The EEOC’s position remains an issue, though.

“The EEOC’s been very aggressive about attacking any employer policy” that says a worker’s leave can be terminated at any fixed point in time, said Frank C. Morris Jr., a member of law firm Epstein Becker Green L.L.P. in Washington.

“While the EEOC doesn’t have guidelines as to how long the leave must be, there have been cases in the past where several months and even close to a year and beyond has been considered a reasonable accommodation,” Ms. Causgrove said. 

Sage Knauft, a partner in Orange County, California, with WFBM L.L.P., which does business as Walsworth, said the EEOC’s position may change now that it operates under a Republican administration, but we “just don’t know how fast” that may happen.
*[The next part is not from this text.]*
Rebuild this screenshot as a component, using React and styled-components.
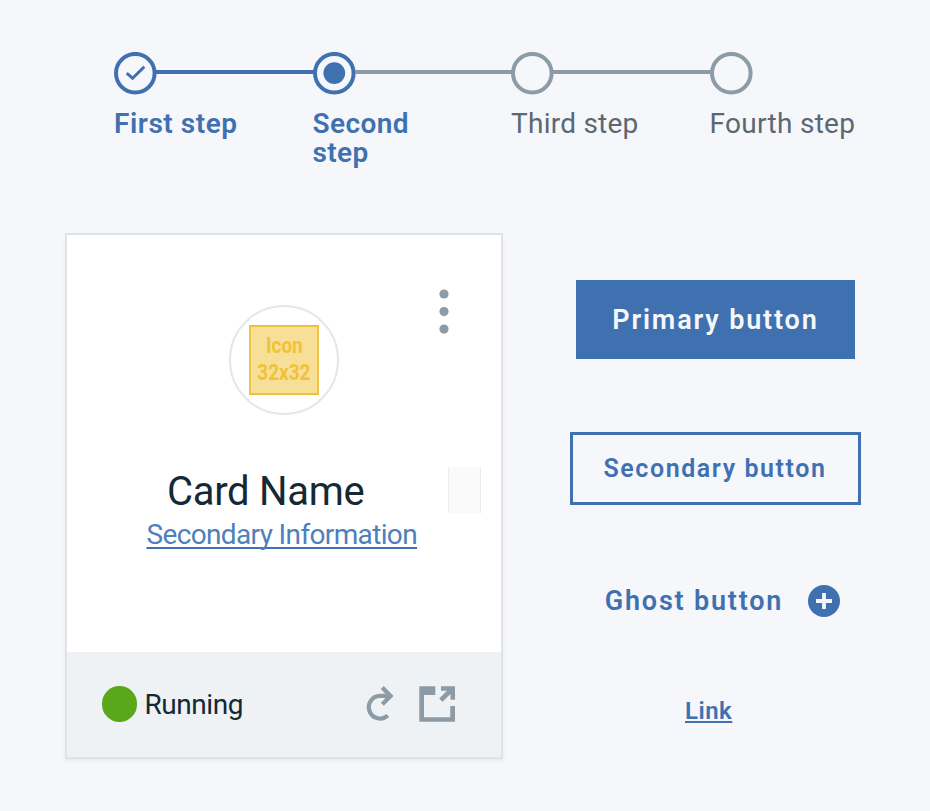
import React from 'react';
import styled, { createGlobalStyle } from 'styled-components';

const blue = '#3f71b1';
const gray = '#8c9ba5';

const GlobalStyle = createGlobalStyle`
  * { box-sizing: border-box; }
  body { margin: 0; background: #f5f7fb; font-family: Roboto, "Noto Sans", sans-serif; }
`;

const Page = styled.div`
  width: 930px;
  height: 811px;
  padding: 52px 0 0;
  overflow: hidden;
  background: #f5f7fb;
`;

const Stepper = styled.ol`
  display: flex;
  list-style: none;
  margin: 0 0 66px;
  padding: 0 0 0 114px;
`;

const Step = styled.li`
  width: ${p => (p.$last ? 160 : 198.5)}px;
  height: 115px;
`;

const StepTrack = styled.div`
  display: flex;
  height: 43px;
  margin-bottom: 14px;
`;

const StepLine = styled.span`
  flex: 1;
  height: 4px;
  margin: 17.5px -1px 0;
  background: ${p => (p.$done ? blue : gray)};
`;

const StepLabel = styled.div`
  width: ${p => (p.$narrow ? 120 : 170)}px;
  color: ${p => (p.$active ? blue : '#5a6872')};
  font-size: 28px;
  line-height: 29px;
  font-weight: ${p => (p.$active ? 600 : 400)};
  letter-spacing: ${p => p.$spacing}px;
`;

const Main = styled.main`
  display: flex;
  align-items: flex-start;
  padding-left: 65px;
`;

const Card = styled.article`
  width: 438px;
  height: 526px;
  border: 2px solid #dfe3e8;
  background: #fff;
  box-shadow: 0 2px 4px rgba(0, 0, 0, 0.06);
`;

const CardBody = styled.div`
  height: 417px;
  padding-top: 54px;
`;

const CardTop = styled.div`
  display: grid;
  grid-template-columns: 1fr auto 1fr;
  height: 178px;
`;

const Avatar = styled.div`
  grid-column: 2;
  display: flex;
  align-items: center;
  justify-content: center;
  width: 110px;
  height: 110px;
  margin-top: 16px;
  border: 2px solid #e3e7ec;
  border-radius: 50%;
`;

const IconPlaceholder = styled.div`
  flex: none;
  display: flex;
  flex-direction: column;
  align-items: center;
  width: 70px;
  height: 70px;
  padding-top: 6px;
  border: 2px solid #efc340;
  background: #f8df98;
  color: #f0c236;
  font-size: 22px;
  line-height: 26.5px;
  font-weight: 700;
`;

const Condensed = styled.span`
  transform: scaleX(0.86);
`;

const MenuButton = styled.button`
  justify-self: end;
  align-self: start;
  display: flex;
  margin-right: 52px;
  padding: 0;
  border: 0;
  background: none;
`;

const NameRow = styled.div`
  display: flex;
  align-items: flex-start;
  justify-content: space-between;
  height: 51px;
  padding: 0 20px 0 100px;
`;

const CardName = styled.h2`
  margin: 0;
  color: #152935;
  font-size: 40px;
  line-height: 49px;
  font-weight: 400;
  letter-spacing: -0.3px;
`;

const Swatch = styled.div`
  width: 33px;
  height: 46px;
  border: solid #ebebeb;
  border-width: 0 1px;
  background: #fafafa;
`;

const CardLink = styled.a`
  display: block;
  margin-left: 79.5px;
  color: #4f7fbc;
  font-size: 28px;
  line-height: 33px;
  font-weight: 400;
  letter-spacing: -0.64px;
  white-space: nowrap;
  text-decoration: underline ${blue};
  text-decoration-thickness: 2px;
  text-underline-offset: 3px;
  text-decoration-skip-ink: none;
`;

const CardFooter = styled.footer`
  display: flex;
  align-items: center;
  height: 105px;
  padding: 0 46px 1px 34.5px;
  background: #eef2f5;
`;

const StatusDot = styled.span`
  width: 35.5px;
  height: 35.5px;
  border-radius: 50%;
  background: #5aa71c;
`;

const StatusText = styled.span`
  flex: 1;
  margin-left: 7.5px;
  color: #152935;
  font-size: 28px;
  line-height: 33px;
  letter-spacing: -0.45px;
`;

const FooterIcons = styled.div`
  display: flex;
  gap: 23px;
`;

const Actions = styled.div`
  display: flex;
  flex-direction: column;
  align-items: center;
  width: 290.5px;
  margin-left: 67px;
  padding-top: 47px;
`;

const Button = styled.button`
  border: ${p => (p.$secondary ? `3.5px solid ${blue}` : '0')};
  width: ${p => (p.$secondary ? 290.5 : 279)}px;
  height: ${p => (p.$secondary ? 72.5 : 79)}px;
  margin: 0 0 ${p => (p.$secondary ? 80.5 : 73)}px;
  padding: 0 0 0 ${p => (p.$secondary ? 30.5 : 36.5)}px;
  background: ${p => (p.$secondary ? 'transparent' : blue)};
  color: ${p => (p.$secondary ? blue : '#f5f7fb')};
  font-family: inherit;
  font-size: ${p => (p.$secondary ? 25 : 27)}px;
  font-weight: 600;
  letter-spacing: ${p => (p.$secondary ? 1.57 : 1.85)}px;
  text-align: left;
  white-space: nowrap;
`;

const GhostButton = styled.button`
  display: flex;
  align-items: center;
  justify-content: space-between;
  width: 235px;
  height: 32px;
  margin: 0 0 80px 14px;
  padding: 0;
  border: 0;
  background: none;
  color: ${blue};
  font-family: inherit;
  font-size: 27px;
  line-height: 34px;
  font-weight: 600;
  letter-spacing: 1.8px;
`;

const TextLink = styled.a`
  align-self: flex-start;
  margin-left: 115px;
  color: ${blue};
  font-size: 24px;
  line-height: 28px;
  font-weight: 600;
  letter-spacing: 0.5px;
  text-decoration: underline;
  text-decoration-thickness: 2px;
  text-underline-offset: 2px;
`;

const Glyph = styled.svg`
  display: block;
  flex: none;
`;

const steps = [
  { label: 'First step', state: 'done', spacing: 0.55 },
  { label: 'Second step', state: 'current', spacing: 0.4 },
  { label: 'Third step', state: 'todo', spacing: 0.25 },
  { label: 'Fourth step', state: 'todo', spacing: 0.3 },
];

function StepMarker({ state }) {
  return (
    <Glyph width="43" height="43" viewBox="0 0 43 43" fill="none">
      <circle cx="21.3" cy="21.2" r="19.3" stroke={state === 'todo' ? gray : blue} strokeWidth="4" />
      {state === 'done' && <path d="M12.7 21.2 18.6 26.2 30.3 14.7" stroke={blue} strokeWidth="3" />}
      {state === 'current' && <circle cx="21.3" cy="21.1" r="10.9" fill={blue} />}
    </Glyph>
  );
}

function RedoIcon() {
  return (
    <Glyph width="32" height="36" viewBox="0 0 32 36" fill="none" stroke={gray} strokeWidth="4.2">
      <path d="M27 10.7H16a11.3 11.3 0 1 0 7.8 19.6" transform="translate(0 -.8)" />
      <path d="M18.3 2.2 26.6 10.5 18.3 18.8" transform="translate(0 -.6)" />
    </Glyph>
  );
}

function LaunchIcon() {
  return (
    <Glyph width="36" height="36" viewBox="0 0 36 36">
      <path fill={gray} d="M.3.3H16.3V9H5V31.3H31.3V20H36V35.8H.3Z" />
      <path fill={gray} d="M22 .3H36V13.7H31.5V8L23.5 15.8 20.2 12.5 28 4.8H22Z" />
    </Glyph>
  );
}

export default function App() {
  return (
    <Page>
      <GlobalStyle />
      <Stepper>
        {steps.map((step, i) => (
          <Step key={step.label} $last={i === steps.length - 1}>
            <StepTrack>
              <StepMarker state={step.state} />
              {i < steps.length - 1 && <StepLine $done={step.state === 'done'} />}
            </StepTrack>
            <StepLabel $active={step.state !== 'todo'} $narrow={step.state === 'current'} $spacing={step.spacing}>
              {step.label}
            </StepLabel>
          </Step>
        ))}
      </Stepper>
      <Main>
        <Card>
          <CardBody>
            <CardTop>
              <Avatar>
                <IconPlaceholder>
                  <Condensed>Icon</Condensed>
                  <Condensed>32x32</Condensed>
                </IconPlaceholder>
              </Avatar>
              <MenuButton aria-label="Menu">
                <Glyph width="10" height="46" viewBox="0 0 10 46" fill={gray}>
                  <circle cx="5" cy="5" r="4.6" />
                  <circle cx="5" cy="22.6" r="4.6" />
                  <circle cx="5" cy="40.1" r="4.6" />
                </Glyph>
              </MenuButton>
            </CardTop>
            <NameRow>
              <CardName>Card Name</CardName>
              <Swatch />
            </NameRow>
            <CardLink>Secondary Information</CardLink>
          </CardBody>
          <CardFooter>
            <StatusDot />
            <StatusText>Running</StatusText>
            <FooterIcons>
              <RedoIcon />
              <LaunchIcon />
            </FooterIcons>
          </CardFooter>
        </Card>
        <Actions>
          <Button>Primary button</Button>
          <Button $secondary>Secondary button</Button>
          <GhostButton>
            Ghost button
            <Glyph width="32" height="32" viewBox="0 0 32 32">
              <circle cx="16" cy="16" r="16" fill={blue} />
              <path d="M16 8V24M8 16H24" stroke="#f5f7fb" strokeWidth="3.8" />
            </Glyph>
          </GhostButton>
          <TextLink>Link</TextLink>
        </Actions>
      </Main>
    </Page>
  );
}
“It’s been ingrained for so long that I don’t know it’s something that’s going to change on a dime,” he said.

The decision also “leaves open the question of what happens if you have intermittent time off for a short leave — what if it’s a couple of days or a couple of weeks?” said Mr. Pearlman.

“Eventually, it’s going to percolate to the Supreme Court,” said attorney Michael Soltis, a Ridgefield, Connecticut-based solo practitioner.

Observers say there may also be state and/ or local laws that set different standards than the 7th Circuit’s. The rule is likely pre-empted, for instance, in California, where “disability discrimination claims aren’t even filed under the ADA because the state law is so strong and employee-friendly,” Mr. Knauft said.

Michael Starr, a partner with Holland & Knight L.L.P. in New York, said he advises employers to consider permitting longer leaves of absence as an accommodation, “but to manage it very carefully so it doesn’t become burdensome.”

Mr. Soltis said he has advised employers for years that if employees are still unable to return to work at the end of their leave because of a medical issue, their approach should be: “Come see us and we’ll have a discussion.”

Experts also note that, in some cases, alternatives to time off such as light duty could satisfy both employer and employee.

Transfer to a vacant position or light duty “can be an accommodation,” said Brian L. McDermott, a shareholder with Ogletree, Deakins, Smoak & Stewart P.C. in Indianapolis.